For many years, I’ve asked the Lord for a word of direction for the year ahead. Sometimes He has literally given me a specific word, other times a prophetic word. Sometimes it’s a Bible verse, other times a prayer. For 2016, the Lord’s mandate to me was simple.
I knew He was referring to Deuteronomy 30:19: “This day I call the heavens and the earth as witnesses against you that I have set before you life and death, blessings and curses. Now choose life …”
Initially I felt elated. This was far less complicated than the words I’d gotten in previous years! “This year should be a piece of cake,” I thought. Black and white. Choose A or B. 2016 was sure to be easy, because many things do fall into one category or another … life or death.
Because a lot of things really are that simple. I don’t have to stop and think about whether I will be unfaithful to my husband, or commit murder, or embezzle money. These are not options for me. Neither do any of them tempt me. But it makes me feel good about myself when things are cut and dried, and I can pat myself on the back and say, “I’m a good Christian. I checked off all my little boxes.”

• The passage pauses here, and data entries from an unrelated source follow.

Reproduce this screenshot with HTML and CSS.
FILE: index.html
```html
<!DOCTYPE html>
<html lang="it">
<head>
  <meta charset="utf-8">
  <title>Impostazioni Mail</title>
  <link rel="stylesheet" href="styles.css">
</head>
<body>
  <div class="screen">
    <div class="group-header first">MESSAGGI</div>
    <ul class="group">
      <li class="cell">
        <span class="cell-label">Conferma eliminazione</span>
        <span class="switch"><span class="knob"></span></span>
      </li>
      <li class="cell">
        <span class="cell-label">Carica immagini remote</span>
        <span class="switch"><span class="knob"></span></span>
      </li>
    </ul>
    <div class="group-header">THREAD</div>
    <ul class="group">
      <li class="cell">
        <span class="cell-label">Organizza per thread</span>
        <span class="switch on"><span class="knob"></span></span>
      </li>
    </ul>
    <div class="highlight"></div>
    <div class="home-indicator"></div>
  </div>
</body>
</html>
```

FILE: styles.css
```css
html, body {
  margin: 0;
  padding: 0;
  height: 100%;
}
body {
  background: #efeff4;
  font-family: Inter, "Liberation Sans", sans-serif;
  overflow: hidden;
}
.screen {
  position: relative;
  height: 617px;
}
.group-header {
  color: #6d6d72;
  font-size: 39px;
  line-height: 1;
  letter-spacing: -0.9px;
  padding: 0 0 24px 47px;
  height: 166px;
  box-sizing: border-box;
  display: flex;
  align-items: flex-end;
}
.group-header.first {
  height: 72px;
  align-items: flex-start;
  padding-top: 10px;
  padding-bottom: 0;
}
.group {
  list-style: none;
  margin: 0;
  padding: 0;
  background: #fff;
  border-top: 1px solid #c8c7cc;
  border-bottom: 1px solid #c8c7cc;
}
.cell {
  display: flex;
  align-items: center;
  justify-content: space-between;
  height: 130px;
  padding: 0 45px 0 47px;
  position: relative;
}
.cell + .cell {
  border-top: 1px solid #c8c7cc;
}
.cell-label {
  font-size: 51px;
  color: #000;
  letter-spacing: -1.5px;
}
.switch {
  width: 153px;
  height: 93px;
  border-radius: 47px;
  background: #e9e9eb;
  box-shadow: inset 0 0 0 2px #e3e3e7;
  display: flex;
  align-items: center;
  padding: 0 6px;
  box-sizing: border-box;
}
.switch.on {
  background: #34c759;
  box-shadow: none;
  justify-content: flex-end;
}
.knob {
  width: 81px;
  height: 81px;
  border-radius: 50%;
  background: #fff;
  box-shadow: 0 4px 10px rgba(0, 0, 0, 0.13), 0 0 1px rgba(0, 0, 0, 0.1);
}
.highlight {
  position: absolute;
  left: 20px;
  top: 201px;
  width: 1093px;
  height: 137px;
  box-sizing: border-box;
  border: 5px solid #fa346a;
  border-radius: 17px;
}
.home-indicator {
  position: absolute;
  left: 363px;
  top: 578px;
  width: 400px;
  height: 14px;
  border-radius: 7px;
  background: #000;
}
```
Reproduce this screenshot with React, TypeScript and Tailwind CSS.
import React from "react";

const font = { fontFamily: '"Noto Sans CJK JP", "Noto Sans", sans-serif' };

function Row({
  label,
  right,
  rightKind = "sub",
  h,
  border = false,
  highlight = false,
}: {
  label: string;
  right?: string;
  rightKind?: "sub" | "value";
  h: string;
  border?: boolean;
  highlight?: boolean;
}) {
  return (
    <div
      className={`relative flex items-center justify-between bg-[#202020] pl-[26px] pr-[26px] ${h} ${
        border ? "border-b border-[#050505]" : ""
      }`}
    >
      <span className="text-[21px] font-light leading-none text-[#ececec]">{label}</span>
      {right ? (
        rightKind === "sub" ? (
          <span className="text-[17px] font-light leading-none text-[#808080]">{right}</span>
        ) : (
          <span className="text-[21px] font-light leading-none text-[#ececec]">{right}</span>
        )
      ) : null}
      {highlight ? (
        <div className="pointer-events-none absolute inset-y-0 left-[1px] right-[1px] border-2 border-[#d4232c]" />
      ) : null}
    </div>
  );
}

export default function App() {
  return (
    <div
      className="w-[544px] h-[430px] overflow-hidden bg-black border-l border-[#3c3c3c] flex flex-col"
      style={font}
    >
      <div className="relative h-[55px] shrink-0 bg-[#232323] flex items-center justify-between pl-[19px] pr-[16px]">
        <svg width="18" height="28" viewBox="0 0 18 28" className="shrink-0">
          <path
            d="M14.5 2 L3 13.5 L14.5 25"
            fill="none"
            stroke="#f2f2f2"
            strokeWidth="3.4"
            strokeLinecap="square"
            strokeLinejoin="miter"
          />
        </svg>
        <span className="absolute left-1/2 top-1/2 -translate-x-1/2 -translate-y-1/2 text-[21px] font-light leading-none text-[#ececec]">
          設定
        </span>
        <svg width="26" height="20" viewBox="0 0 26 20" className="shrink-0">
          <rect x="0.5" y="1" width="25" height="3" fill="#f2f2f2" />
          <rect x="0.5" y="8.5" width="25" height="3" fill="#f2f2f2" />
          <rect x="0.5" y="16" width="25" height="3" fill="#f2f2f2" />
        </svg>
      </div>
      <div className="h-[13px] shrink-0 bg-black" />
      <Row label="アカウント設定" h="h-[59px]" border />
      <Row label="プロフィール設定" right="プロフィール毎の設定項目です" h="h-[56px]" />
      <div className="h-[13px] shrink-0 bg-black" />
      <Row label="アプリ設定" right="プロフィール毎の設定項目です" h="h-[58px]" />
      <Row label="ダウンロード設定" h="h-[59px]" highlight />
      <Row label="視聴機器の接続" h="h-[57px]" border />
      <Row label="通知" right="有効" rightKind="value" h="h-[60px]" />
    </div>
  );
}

The problem is, most things in life do not fall neatly into one column or the other. Things like staying up late, or eating a piece of pie, or watching a movie. Things like shopping, or hunting, or playing video games. Mostly gray. And to complicate matters further, when it comes to navigating these murkier waters, what brings life one day may bring death the next, which is why we are encouraged in 1 Thessalonians 5:19 to “quench not the Spirit.” It’s that minute-by-minute listening for His voice and choosing whatever brings life, according to His standards, in the moment. It’s hard … and exhilarating.
The temptation for us as Christians is always to become legalistic about such things. Whether we admit it or not, we rather like rules and regulations because then it’s easy to know whether or not we have hit the mark. Listening for the voice of the Spirit is a much harder way to live. It requires us to be dependent on Him, which is exactly what He wants anyway. Relationship. Partnership. Fellowship.
Once I got over my initial elation, I was hit hard with a feeling of dread. I thought, “This year is going to be terrible!” Because suddenly the filter of my flesh translated God’s word to mean the following; I’m going to want to do things and God is going to say no. I felt a bit like a rebellious six-year-old wanting to do the very thing to which mom or dad said “no.” And the perfectionist in me was not okay with the possibility of inevitable failure or a rebellious spirit.
The Lord quickly responded with the words of Isaiah 41:13: “For I am the Lord your God who takes hold of your right hand and says to you, do not fear, I will help you.” Little by little fear began to dissipate. He promised to help me figure it out. Day by day. Choice by choice. I can live with that.
We are nearly 1/6 of the way through the year and you are probably wondering how I’m faring thus far. I’d be lying if I said I’ve always chosen life. But I can tell you this. Those two little words have reverberated in my heart and in my ear over and over again, and I’m getting it right more often because I’m being intentional about listening for His voice in the moment. I’m choosing life while living it.